Deciphering the Noise: Teaching Teens Through Holocaust Testimony
About The Author
Stephen D. Smith
Dr. Stephen D. Smith, Executive Director of the USC Shoah Foundation ‐ The Institute for Visual History and Education, is committed to making the testimony of survivors of the Holocaust and of other crimes against humanity a compelling voice for education and action.
A theologian by training, Smith has a particular interest in the impact of the Holocaust on religious and philosophical thought and practice. He founded the UK Holocaust Centre in Nottinghamshire, England and cofounded the Aegis Trust for the prevention of crimes against humanity and genocide. He was also the inaugural Chairman of the Holocaust Memorial Day Trust, which runs the National Holocaust Memorial Day in the United Kingdom.
In October 2013 Smith was named the inaugural UNESCO Chair on Genocide Education. He is involved in memorial projects around the world and was the executive producer of Kwibuka 20, the 20th anniversary commemoration of the Rwanda Genocide in 2014. Smith is currently a delegate of the International Holocaust Remembrance Alliance. He was the project director responsible for the creation of the Kigali Genocide Memorial Centre in Rwanda and trustee of the South Africa Holocaust and Genocide Foundation.
As an international speaker, Smith lectures widely on issues relating to the history and collective response to the Holocaust, genocide, and crimes against humanity. He also holds two honorary doctorates, Honorary Doctor of Letters from Nottingham Trent University and Honorary Doctor of Laws from University of Leicester.
There is a lot of hate and fear to go around these days. With the recent attacks in Paris and the larger civil unrest happening across the United States, the current social climate is difficult to comprehend, even for adults. How do we recognize the face of hate and intolerance in 2015? How do we counter acts of violence that rock our foundation to its core? How do the youth of today envision countering such acts?
The current generation of youth must navigate a complex social, economic, and political climate and they often struggle to make sense of the world around them. Technology adds to the complexity. We are in the midst of a technological revolution and the rapid development of digital platforms as extensions of ourselves in the 21st century.
So, the question is, how do we teach the Holocaust to today’s youth? This is an increasingly important question. How we, as adults, educators, mentors, and authority figures, help the youth of today see the nuances of the world, while still being grounded in the history of the past, and the mark of the Holocaust in defining the 20th century. Answering that question is about identifying the personal and the political. It is about showing students a way to see the events of the Holocaust as relevant to their own lives, to a larger historical legacy that we all share and must grapple with. History never lives in a vacuum.

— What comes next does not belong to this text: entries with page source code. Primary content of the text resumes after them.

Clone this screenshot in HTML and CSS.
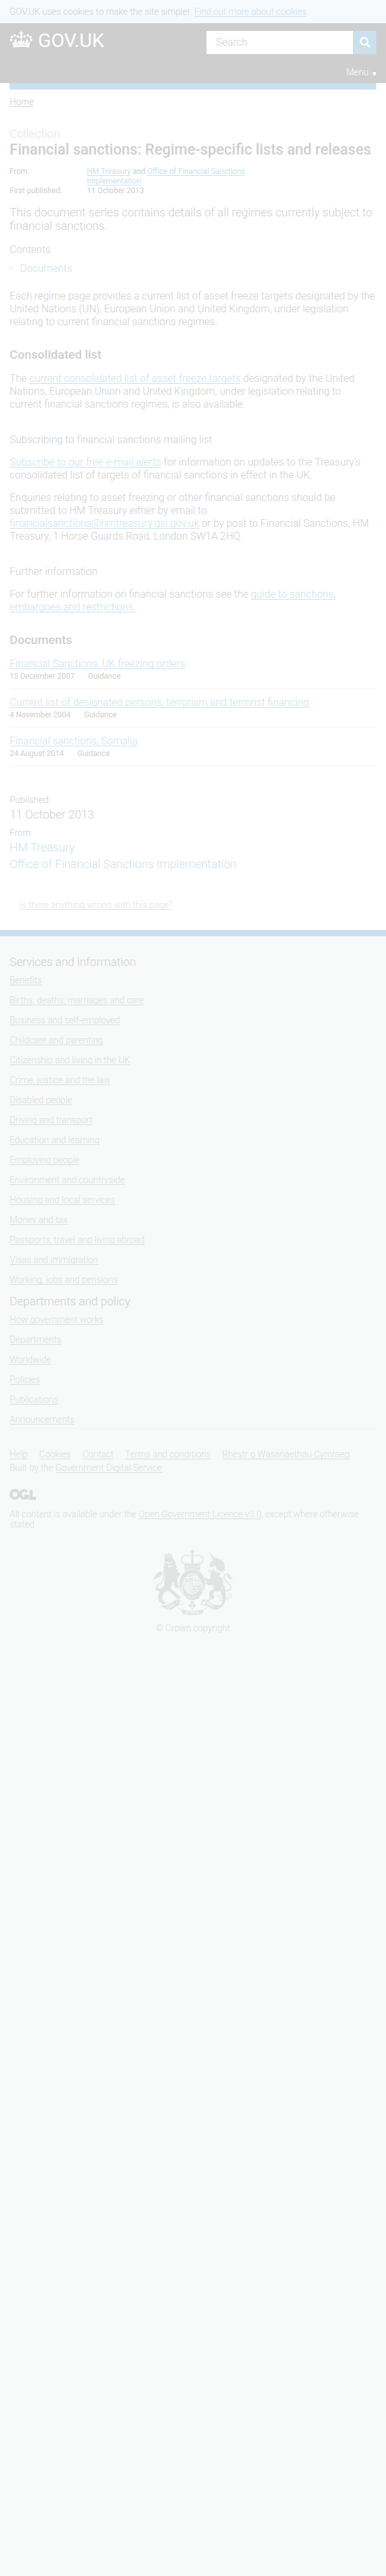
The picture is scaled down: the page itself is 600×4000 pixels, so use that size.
FILE: index.html
```html
<!DOCTYPE html>
<html lang="en">
<head>
<meta charset="utf-8">
<meta name="viewport" content="width=device-width, initial-scale=1">
<title>Financial sanctions: Regime-specific lists and releases - GOV.UK</title>
<link rel="stylesheet" href="styles.css">
</head>
<body>
<div class="cookie-bar">GOV.UK uses cookies to make the site simpler. <a href="#">Find out more about cookies</a></div>

<header class="site-header">
  <div class="header-row">
    <a class="logo" href="#">
      <svg class="crown" viewBox="0 0 108 80" aria-hidden="true">
        <g fill="currentColor">
          <path d="M51 2h6v6h6v6h-6v4l4 12-4 8h-6l-4-8 4-12v-4h-6V8h6z"/>
          <circle cx="38" cy="27" r="6"/><circle cx="70" cy="27" r="6"/>
          <circle cx="23" cy="21" r="6"/><circle cx="85" cy="21" r="6"/>
          <circle cx="10" cy="29" r="6"/><circle cx="98" cy="29" r="6"/>
          <circle cx="6" cy="43" r="6"/><circle cx="102" cy="43" r="6"/>
          <path d="M10 49l9 10 4-6-4-5 8-7 6 8-3 6 5 3 6-3-4-5 6-5 4 5h14l4-5 6 5-4 5 6 3 5-3-3-6 6-8 8 7-4 5 4 6 9-10-7 30Q54 74 17 79z"/>
          <rect x="25" y="38" width="5" height="22"/><rect x="51" y="40" width="6" height="20"/><rect x="78" y="38" width="5" height="22"/>
        </g>
        <path d="M21 68Q54 63 87 68" fill="none" stroke="#cecece" stroke-width="2"/>
        <path d="M35 63l5-3 4 3zM64 63l4-3 5 3z" fill="#cecece"/>
      </svg>
      <span>GOV.UK</span>
    </a>
    <form class="search" role="search">
      <input type="search" aria-label="Search" placeholder="Search">
      <button type="submit" aria-label="Search">
        <svg viewBox="0 0 18 18" aria-hidden="true"><circle cx="7" cy="7" r="5.5" fill="none" stroke="currentColor" stroke-width="2.5"/><path d="M11 11l5 5" stroke="currentColor" stroke-width="3"/></svg>
      </button>
    </form>
  </div>
  <a class="menu" href="#">Menu <svg viewBox="0 0 6 6" aria-hidden="true"><path d="M0 0h6L3.500 6h-1z" fill="currentColor"/></svg></a>
</header>

<main class="page">
  <div class="bar"></div>
  <nav class="crumbs" aria-label="Breadcrumb"><a href="#">Home</a></nav>

  <p class="kind">Collection</p>
  <h1>Financial sanctions: Regime-specific lists and releases</h1>
  <dl class="meta">
    <dt>From:</dt><dd><a href="#">HM Treasury</a> and <a href="#">Office of Financial Sanctions Implementation</a></dd>
    <dt>First published:</dt><dd>11 October 2013</dd>
  </dl>
  <p class="lead">This document series contains details of all regimes currently subject to financial sanctions.</p>

  <nav class="contents" aria-labelledby="contents-title">
    <h2 id="contents-title">Contents</h2>
    <ul><li><a href="#documents">Documents</a></li></ul>
  </nav>

  <section class="prose">
    <p>Each regime page provides a current list of asset freeze targets designated by the United Nations (UN), European Union and United Kingdom, under legislation relating to current financial sanctions regimes.</p>
    <h2>Consolidated list</h2>
    <p>The <a href="#">current consolidated list of asset freeze targets</a> designated by the United Nations, European Union and United Kingdom, under legislation relating to current&nbsp;financial sanctions regimes, is also available.</p>
    <h3>Subscribing to financial sanctions mailing list</h3>
    <p><a href="#">Subscribe to our free e-mail alerts</a> for information on updates to the Treasury’s consolidated list of targets of financial sanctions in effect in the UK.</p>
    <p>Enquiries relating to asset freezing or other financial sanctions should be submitted to HM Treasury either by email to <a href="#">financialsanctions@hmtreasury.gsi.gov.uk</a> or by post to Financial Sanctions, HM Treasury, 1 Horse Guards Road, London SW1A 2HQ.</p>
    <h3>Further information</h3>
    <p>For further information on financial sanctions see the <a href="#">guide to sanctions, embargoes and restrictions.</a></p>
    <h2 id="documents">Documents</h2>
  </section>

  <ol class="docs">
    <li><a href="#">Financial Sanctions, UK freezing orders</a><div class="doc-meta"><span>15 December 2007</span><span>Guidance</span></div></li>
    <li><a href="#">Current list of designated persons, terrorism and terrorist financing</a><div class="doc-meta"><span>4 November 2004</span><span>Guidance</span></div></li>
    <li><a href="#">Financial sanctions, Somalia</a><div class="doc-meta"><span>24 August 2014</span><span>Guidance</span></div></li>
  </ol>

  <dl class="published">
    <dt>Published:</dt><dd>11 October 2013</dd>
    <dt>From:</dt><dd><a href="#">HM Treasury</a></dd><dd><a href="#">Office of Financial Sanctions Implementation</a></dd>
  </dl>
  <p class="report"><a href="#">Is there anything wrong with this page?</a></p>
</main>

<footer class="footer">
  <nav class="footer-nav" aria-label="Footer">
    <h2>Services and information</h2>
    <ul>
      <li><a href="#">Benefits</a></li>
      <li><a href="#">Births, deaths, marriages and care</a></li>
      <li><a href="#">Business and self-employed</a></li>
      <li><a href="#">Childcare and parenting</a></li>
      <li><a href="#">Citizenship and living in the UK</a></li>
      <li><a href="#">Crime, justice and the law</a></li>
      <li><a href="#">Disabled people</a></li>
      <li><a href="#">Driving and transport</a></li>
      <li><a href="#">Education and learning</a></li>
      <li><a href="#">Employing people</a></li>
      <li><a href="#">Environment and countryside</a></li>
      <li><a href="#">Housing and local services</a></li>
      <li><a href="#">Money and tax</a></li>
      <li><a href="#">Passports, travel and living abroad</a></li>
      <li><a href="#">Visas and immigration</a></li>
      <li><a href="#">Working, jobs and pensions</a></li>
    </ul>
    <h2>Departments and policy</h2>
    <ul>
      <li><a href="#">How government works</a></li>
      <li><a href="#">Departments</a></li>
      <li><a href="#">Worldwide</a></li>
      <li><a href="#">Policies</a></li>
      <li><a href="#">Publications</a></li>
      <li><a href="#">Announcements</a></li>
    </ul>
  </nav>
  <ul class="support">
    <li><a href="#">Help</a></li>
    <li><a href="#">Cookies</a></li>
    <li><a href="#">Contact</a></li>
    <li><a href="#">Terms and conditions</a></li>
    <li><a href="#">Rhestr o Wasanaethau Cymraeg</a></li>
  </ul>
  <p class="built">Built by the <a href="#">Government Digital Service</a></p>
  <svg class="ogl" viewBox="0 0 123 51" role="img" aria-label="Open Government Licence">
    <g fill="none" stroke="currentColor">
      <circle cx="25" cy="25.500" r="18.500" stroke-width="14"/>
      <path d="M82 13A18.500 18.500 0 1 0 82 38V33H68" stroke-width="13"/>
    </g>
    <path d="M76 27h14v24l-8-6zM93 10l14-10v37h16v14H93z" fill="currentColor"/>
  </svg>
  <p class="licence">All content is available under the <a href="#">Open Government Licence v3.0</a>, except where otherwise stated</p>
  <a class="crest" href="#">
    <svg viewBox="24 20 376 308" aria-hidden="true">
      <defs>
        <path id="garter" d="M170 226A43 49 0 1 1 245 226"/>
        <path id="scroll-left" d="M90 300Q122 288 152 262"/>
        <path id="scroll-right" d="M262 268Q292 290 334 301"/>
      </defs>
      <g fill="currentColor">
        <!-- royal crown -->
        <path d="M203 20h9v6h5v9h-5v7h-9v-7h-5v-9h5z"/>
        <path d="M169 101q38-12 76 0l-2 18q-36-9-72 0z"/>
        <path d="M171 98l-5-18 8 7 5-9 5 10 7-6 2 14zM193 96l-2-12 9 5 7-14 7 14 9-5-2 12zM221 96l2-14 7 6 5-10 5 9 8-7-5 18z"/>
        <rect x="203" y="48" width="9" height="38"/>
      </g>
      <g fill="none" stroke="currentColor">
        <path d="M166 88C144 58 169 45 187 49Q201 52 207 44Q214 52 228 49C246 45 271 58 249 88" stroke-width="6" stroke-dasharray="5 2"/>
        <path d="M173 104q34-9 69 0" stroke="#f8faf9" stroke-width="2"/>
      </g>
      <!-- lion -->
      <g fill="currentColor">
        <path d="M77 54l-3-12 7 3 3-7 6 5 5-8 6 7 7-4 2 7 7-2-4 13q-18-4-36-2z"/>
        <path d="M76 58q20-6 38 0l8 12 8 12-3 9 8 10-4 7 9 8-1 9 12 8-6 12-8 18 4 23 9 14-8 3-7-8-2 12-9-15-6-20-11 24q1 13 14 19l19 17 13 9-6 11-17-4-13-16-22-18-20 7-9 21-1 15 19 14-8 8-13-5-6-9-7 3-1-17-4-14 6-12 6-20 18-15 4-40-5-20-4-18 7 3-8-18 8 3-4-17 7 2z"/>
      </g>
      <path d="M47 207C32 201 41 184 60 176C76 165 77 130 61 125C46 123 48 140 35 145" fill="none" stroke="currentColor" stroke-width="5"/>
      <path d="M25 163q5-27 23-36l20-2q-5 20-20 27-16 3-23 11zM32 203l13-3 19 7-13 10-14-5z" fill="currentColor"/>
      <path d="M84 83l9-2 5 6M103 80l9 1M94 96l10 3 7-4M98 101l2 8" fill="none" stroke="#f8faf9" stroke-width="4"/>
      <path d="M76 48q20-6 40 0" stroke="#f8faf9" stroke-width="2" fill="none"/>
      <!-- unicorn -->
      <g fill="currentColor">
        <path d="M282 26l33 38-9 6z"/>
        <path d="M290 99l-2-10 12-14 7-12 13-6 3 5 16 5 14 12 7 15-2 15 3 7-9 4-1 9-10-4-18-12-6-17-12 1-6 8z"/>
        <path d="M301 109l40 24-8 12-34-20z"/>
        <path d="M294 125l17 4 24 17 16 12-1 20 9 18 3 16 3 30-5 29-13 18-12 2 10-19 4-15-3-21-12-20-23 1-7 12 9 15-9 9-12 2-22 19-14-2 18-14 17-8-6-15 4-19 22-13-9-16-18 1-17-9 8-8-18-11-7-14-12-5-5-9 13-4 12 9 7 13 13 8 13 1 1-12z"/>
      </g>
      <path d="M305 113l5 10 5-5 4 9 6-4 4 9 5-4" fill="none" stroke="#f8faf9" stroke-width="2"/>
      <path d="M295 91l14-3M302 83l6-4" fill="none" stroke="#f8faf9" stroke-width="3"/>
      <path d="M353 208C365 220 385 213 389 199C389 185 367 175 360 162C349 144 365 126 379 143" fill="none" stroke="currentColor" stroke-width="5"/>
      <path d="M371 132q12 3 16 17l12 13q-22-1-26-13z" fill="currentColor"/>
      <g fill="none" stroke="currentColor" stroke-width="3">
        <circle cx="330" cy="239" r="6"/><circle cx="343" cy="254" r="7"/><circle cx="369" cy="252" r="6"/><circle cx="384" cy="240" r="8"/><circle cx="351" cy="175" r="5"/><circle cx="289" cy="121" r="6"/>
      </g>
      <circle cx="347" cy="200" r="4" fill="#f8faf9"/><circle cx="339" cy="221" r="4" fill="#f8faf9"/>
      <!-- shield and garter -->
      <ellipse cx="207" cy="182" rx="64" ry="72" fill="#f8faf9"/>
      <ellipse cx="207" cy="182" rx="51" ry="59" fill="none" stroke="currentColor" stroke-width="20"/>
      <ellipse cx="207" cy="182" rx="38" ry="45" fill="none" stroke="currentColor" stroke-width="2"/>
      <g fill="currentColor">
        <path d="M177 149l26-10v36h-34zM245 188l-6 24-26 10v-34z"/>
        <path d="M213 139l10 4v5h-7v4h14v-4l7 8 6 18h-30zM170 188h33v35q-25-7-33-35z" opacity=".5"/>
      </g>
      <path d="M169 154h31M171 165h29M216 200h26M216 211h25M182 146l12 27M222 191l10 24" stroke="#f8faf9" stroke-width="3"/>
      <path d="M178 191v20M184 191v26M190 191v29M196 191v30" stroke="#f8faf9" stroke-width="2"/>
      <path d="M207 140v85M168 182h78" stroke="currentColor" stroke-width="4"/>
      <text class="motto"><textPath href="#garter">HONI SOIT QUI MAL Y PENSE</textPath></text>
      <path d="M184 237q24 14 49-2l9 11q-34 23-65 2z" fill="currentColor"/>
      <g fill="#f8faf9"><circle cx="193" cy="244" r="3"/><circle cx="207" cy="247" r="3"/><circle cx="222" cy="243" r="3"/></g>
      <!-- rose and scrolls -->
      <path d="M199 264h16v7l-6 2v5q14-6 14 7 0 8-9 6l-7 14-7-14q-9 2-9-6 0-13 14-7v-5l-6-2z" fill="currentColor"/>
      <path d="M207 279v17M200 286h14" stroke="#f8faf9" stroke-width="2"/>
      <g fill="currentColor">
        <path d="M58 281q25 7 50-11 18-16 40-15l13 24-14 4q-15 2-35 17-17 7-32-1z"/>
        <path d="M255 255q22-1 40 16 19 13 58 10l-23 20q-20 6-43-10l-26-10-14-7z"/>
        <path d="M156 301q51 14 103 0l-4 20q-48 14-95 0z"/>
      </g>
      <path d="M146 264q17-2 16 10-1 9-14 6-13-2-12 7 2 11 20 16M268 264q-17-2-16 10 1 9 14 6 13-2 12 7-2 11-20 16" fill="#f8faf9" stroke="currentColor" stroke-width="3"/>
      <g class="scroll-text">
        <text><textPath href="#scroll-left">DIEU</textPath></text>
        <text x="207" y="322" text-anchor="middle">ET MON</text>
        <text><textPath href="#scroll-right">DROIT</textPath></text>
      </g>
    </svg>
    <span>© Crown copyright</span>
  </a>
</footer>
</body>
</html>
```
FILE: styles.css
```css
:root {
  --ink: #cecece;
  --link: #ccdfed;
  --muted: #e2e4e5;
  --footer-bg: #f8faf9;
  --footer-text: #dadcdb;
}
* { box-sizing: border-box; }
html { background: var(--footer-bg); }
body {
  margin: 0;
  font: 300 16px/20px Roboto, "Liberation Sans", sans-serif;
  color: var(--ink);
}
h1, h2, h3, p, dl, dd, ul, ol { margin: 0; padding: 0; }
ul, ol { list-style: none; }
a { color: var(--link); text-decoration-skip-ink: none; text-underline-offset: 2px; text-decoration-thickness: 1px; }

.cookie-bar { padding: 8px 15px; background: #f7fafd; font-size: 14px; }

.site-header { padding: 12px 15px 7px; background: var(--ink); }
.header-row { display: flex; justify-content: space-between; align-items: flex-start; }
.logo { display: flex; gap: 8px; color: #fff; font-size: 30px; font-weight: 400; line-height: 30px; text-decoration: none; }
.crown { width: 36px; height: 26px; }
.search { display: flex; gap: 1px; width: 264px; height: 36px; }
.search input {
  flex: 1; min-width: 0; padding: 0 15px; border: 0; border-radius: 0;
  background: #fff; font: inherit; color: var(--ink); appearance: none;
}
.search input::placeholder { color: var(--ink); opacity: 1; }
.search button {
  display: grid; place-items: center; width: 35px; padding: 0; border: 0;
  background: var(--link); color: #fff;
}
.search svg { width: 18px; height: 18px; }
.menu {
  display: flex; justify-content: flex-end; align-items: center; gap: 6px;
  margin-top: 18px; font-size: 14px; color: #fff; text-decoration: none;
}
.menu svg { width: 6px; height: 6px; margin-top: 6px; }

.page { padding: 0 15px 29px; background: #fff; }
.bar { height: 10px; background: var(--link); }
.crumbs { padding-top: 9px; font-size: 14px; }
.crumbs a { color: var(--ink); }

.kind { margin-top: 27px; font-size: 18px; line-height: 25px; color: var(--muted); }
h1 { font-size: 23px; line-height: 25px; font-weight: 500; }
.meta { display: grid; grid-template-columns: 120px 1fr; margin-top: 14px; font-size: 12px; line-height: 15px; font-weight: 400; }
.meta dd { max-width: 270px; }
.lead { margin-top: 15px; font-size: 18px; line-height: 21px; }

.contents { margin-top: 17px; }
.contents h2 { font-size: 16px; font-weight: 300; }
.contents ul { margin-top: 9px; }
.contents li { display: flex; }
.contents li::before { content: "-"; width: 16px; }
.contents a { text-decoration: none; }

.prose { padding-top: 23px; }
.prose h2 { margin-top: 28px; font-size: 19px; line-height: 25px; font-weight: 500; }
.prose h3 { margin-top: 35px; font-size: 16px; font-weight: 300; }
.prose p + p, .prose h2 + p, .prose h3 + p { margin-top: 15px; }

.docs { padding-top: 4px; }
.docs li { padding: 11px 0; border-bottom: 1px solid #f2f3f3; }
.doc-meta { display: flex; gap: 21px; margin-top: 2px; font-size: 12px; line-height: 15px; font-weight: 400; }

.published { padding-top: 42px; }
.published dt { font-size: 14px; }
.published dd { margin-bottom: 1px; font-size: 18px; line-height: 25px; }
.published dd + dt { margin-top: 6px; }
.published a { text-decoration: none; }
.report { padding: 40px 15px 0; font-size: 14px; }
.report a { color: var(--muted); }

.footer { padding: 27px 15px 60px; border-top: 10px solid var(--link); background: var(--footer-bg); color: var(--footer-text); font-size: 14px; }
.footer a { color: inherit; }
.footer-nav { padding-bottom: 4px; border-bottom: 1px solid #f2f3f3; }
.footer-nav h2 { margin-bottom: 6px; font-size: 18px; line-height: 25px; font-weight: 300; color: var(--ink); }
.footer-nav li { margin-bottom: 11px; }
.footer-nav ul:last-child li:last-child { margin-bottom: 0; }
.support { display: flex; flex-wrap: wrap; gap: 0 18px; margin-top: 29px; }
.built { margin-top: 1px; }
.ogl { display: block; width: 41px; height: 17px; margin-top: 23px; }
.licence { margin-top: 14px; line-height: 16px; }
.footer .crest { display: flex; flex-direction: column; align-items: center; gap: 10px; width: fit-content; margin: 31px auto 0; text-decoration: none; }
.crest svg { width: 125px; height: 102px; color: #e2e4e3; }
.motto, .scroll-text { fill: var(--footer-bg); font-weight: 700; }
.motto { font-size: 14px; }
.scroll-text { font-size: 17px; }
```
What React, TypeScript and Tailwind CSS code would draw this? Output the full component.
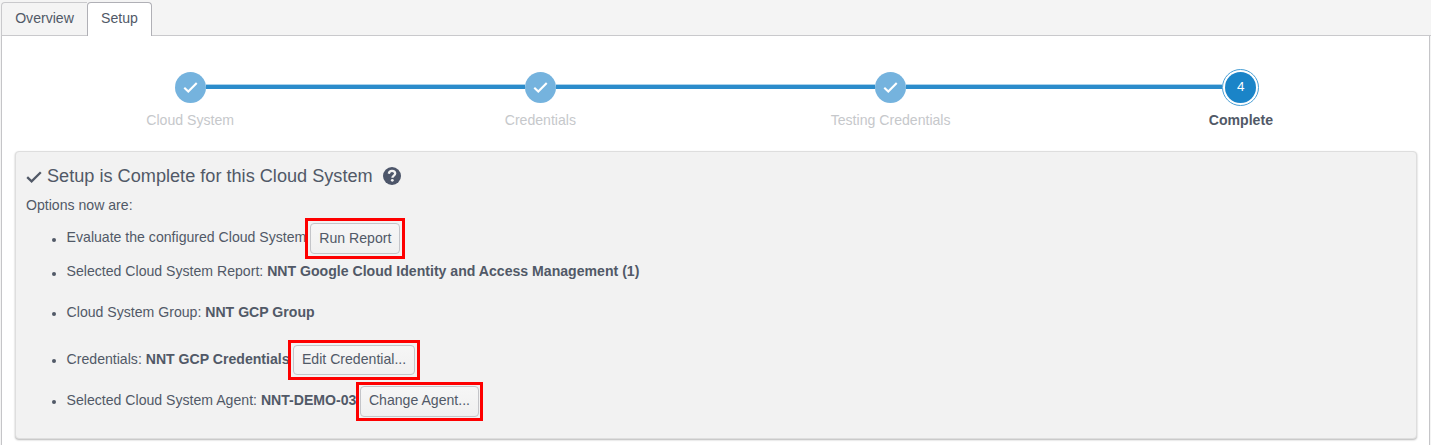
import React from "react";

const steps = ["Cloud System", "Credentials", "Testing Credentials", "Complete"];

function Check({ className }: { className: string }) {
  return (
    <svg viewBox="0 0 16 12" className={className} fill="none" stroke="currentColor" strokeWidth="2.3">
      <path d="M1.2 6.2 5.6 10.4 14.8 1.2" />
    </svg>
  );
}

function Step({ label, index }: { label: string; index: number }) {
  const current = index === steps.length - 1;
  return (
    <div className="flex flex-col items-center">
      <div className="flex h-[36px] w-full items-center">
        <div className={index === 0 ? "h-1 flex-1" : "mb-[2px] h-[5px] flex-1 border-t border-[#a9d2ec] bg-[#2b8ccb]"} />
        {current ? (
          <div className="flex size-[37px] shrink-0 items-center justify-center rounded-full border border-[#4a9fd5] bg-white">
            <div className="flex size-[31px] items-center justify-center rounded-full bg-[#1a84c8] text-[13.5px] text-white">4</div>
          </div>
        ) : (
          <div className="flex size-[31px] items-center justify-center rounded-full bg-[#75b3de] text-white">
            <Check className="h-[11px] w-[15px]" />
          </div>
        )}
        <div className={current ? "h-1 flex-1" : "mb-[2px] h-[5px] flex-1 border-t border-[#a9d2ec] bg-[#2b8ccb]"} />
      </div>
      <div className={current ? "mt-1.5 leading-[18px] font-bold" : "mt-1.5 leading-[18px] text-[#c6c8cb]"}>{label}</div>
    </div>
  );
}

function ActionButton({ children, box }: { children: React.ReactNode; box: string }) {
  return (
    <div className={"flex shrink-0 border-[3px] border-[#fe0000] " + box}>
      <button className="flex-1 rounded-[4px] border border-[#c4c5c9] bg-linear-to-b from-[#f6f6f6] to-[#f0f0f0] whitespace-nowrap">
        {children}
      </button>
    </div>
  );
}

function Row({ height, label, value, children }: { height: string; label: string; value?: string; children?: React.ReactNode }) {
  return (
    <li className={"flex items-center whitespace-pre " + height}>
      <span className="mt-[2px] mr-[10.6px] size-1 rounded-full bg-[#515967]" />
      <span className="pb-px">{label}</span>
      {value && <b className="pb-px">{value}</b>}
      {children}
    </li>
  );
}

export default function App() {
  return (
    <div className="flex h-[445px] w-[1431px] flex-col overflow-hidden bg-[#f4f4f4] font-['Liberation_Sans',Arial,sans-serif] text-[14.1px] text-[#515967]">
      <div className="flex h-[36px] shrink-0 items-end pl-px">
        <div className="flex h-[34px] w-[86px] items-center justify-center rounded-tl-[4px] border border-r-0 border-[#c9c9cc] bg-[#f4f4f4]">Overview</div>
        <div className="flex h-[34px] w-[65px] items-center justify-center rounded-t-[4px] border border-b-0 border-[#b0b0b6] bg-white pb-px">Setup</div>
        <div className="flex-1 border-b border-[#c9c9cc]" />
      </div>
      <div className="mr-px ml-px flex-1 border-x border-[#c5c5c8] bg-white pt-[33px] pr-3 pl-[13px]">
        <div className="mr-px grid grid-cols-4">
          {steps.map((s, i) => <Step key={s} label={s} index={i} />)}
        </div>
        <section className="mt-[22px] h-[288px] rounded-[4px] border border-[#dedede] bg-[#f2f2f2] pl-[10px] shadow-[0_1px_2px_#b8b8b8]">
          <h1 className="flex h-[48px] items-center text-[18.15px]">
            <Check className="mt-0.5 mr-[5px] h-[12px] w-[16px]" />
            <span className="pt-[2px]">Setup is Complete for this Cloud System</span>
            <svg viewBox="0 0 18 18" className="ml-[10px] size-[18px]">
              <circle cx="9" cy="9" r="9" fill="#4d566a" />
              <path d="M5.8 6.7C6.2 4.6 7.4 3.9 9 3.9c1.9 0 3.2 1 3.2 2.7 0 2-2.8 2-2.8 4.1" fill="none" stroke="#f2f2f2" strokeWidth="2.3" />
              <circle cx="9.3" cy="13.3" r="1.4" fill="#f2f2f2" />
            </svg>
          </h1>
          <p className="h-[18px] leading-[10px]">Options now are:</p>
          <ul className="pl-[26px]">
            <Row height="h-[41px]" label="Evaluate the configured Cloud System">
              <ActionButton box="-ml-px h-[41px] w-[100px] p-[2px]">Run Report</ActionButton>
            </Row>
            <Row height="h-[27px]" label="Selected Cloud System Report: " value="NNT Google Cloud Identity and Access Management (1)" />
            <Row height="h-[54px]" label="Cloud System Group: " value="NNT GCP Group" />
            <Row height="h-[40px]" label="Credentials: " value="NNT GCP Credentials">
              <ActionButton box="-ml-[1.5px] h-[40px] w-[132px] p-[2px]">Edit Credential...</ActionButton>
            </Row>
            <Row height="mt-px h-[40px]" label="Selected Cloud System Agent: " value="NNT-DEMO-03">
              <ActionButton box="-ml-[0.5px] h-[39px] w-[127px] p-px">Change Agent...</ActionButton>
            </Row>
          </ul>
        </section>
      </div>
    </div>
  );
}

In our Partnership with Echoes and Reflections, one of the ways that we seek to help answer these complex questions is through the integration of testimony with the teaching of the history. At USC Shoah Foundation – Institute for Visual History and Education, we see testimony as the key to critically engaging with these complex stories that allow for students to see the relevance of the past to their present.
The Institute’s Theory of Change asserts that when students and teachers work with testimony, they will experience attitude and behavior changes that will make them more likely to contribute to civil society. Our online IWitness program provides students with the tools to explore testimony through a variety of activities that target student’s abilities to think critically, gain multi-media skills, and to deconstruct stereotypes.
A good example of the power of testimony can be seen in the IWitness activity entitled “Kristallnacht.” The activity, which was developed for use with Echoes and Reflections, illustrates a powerful example of anti-Semitism and the systemic cultural violence that marred Europe before World War II. In 1938, Germany unleashed a number of violent acts against the Jewish population across Germany and Austria known as “Kristallnacht” or the “Night of Broken Glass.” This IWitness Information Quest allows students to explore a variety of primary source material, including film footage, photographs, and survivor testimony to make sense of how this event fits within a larger Holocaust history.
As students complete tasks associated with this activity, they are asked to create a word-cloud by the end to demonstrate a personal understanding of the historical information, including a better understanding of anti-Semitism across Europe. Engaging with testimony from someone like H. Henry Sinason, who as an adolescent experienced violence and hatred first hand, allows students to develop empathy for others who are experiencing violence.
By learning about the specificity of the Holocaust through personalized testimony, students can begin to decipher the noise of larger social, political, and cultural events that not only paint the past, but also contribute to current positive social change relevant to their own community and peers. Through participation, we can help students make sense of this current and past landscape. And, we can provide the necessary tools for students to be engaged and to be active participants in countering hate in today’s world.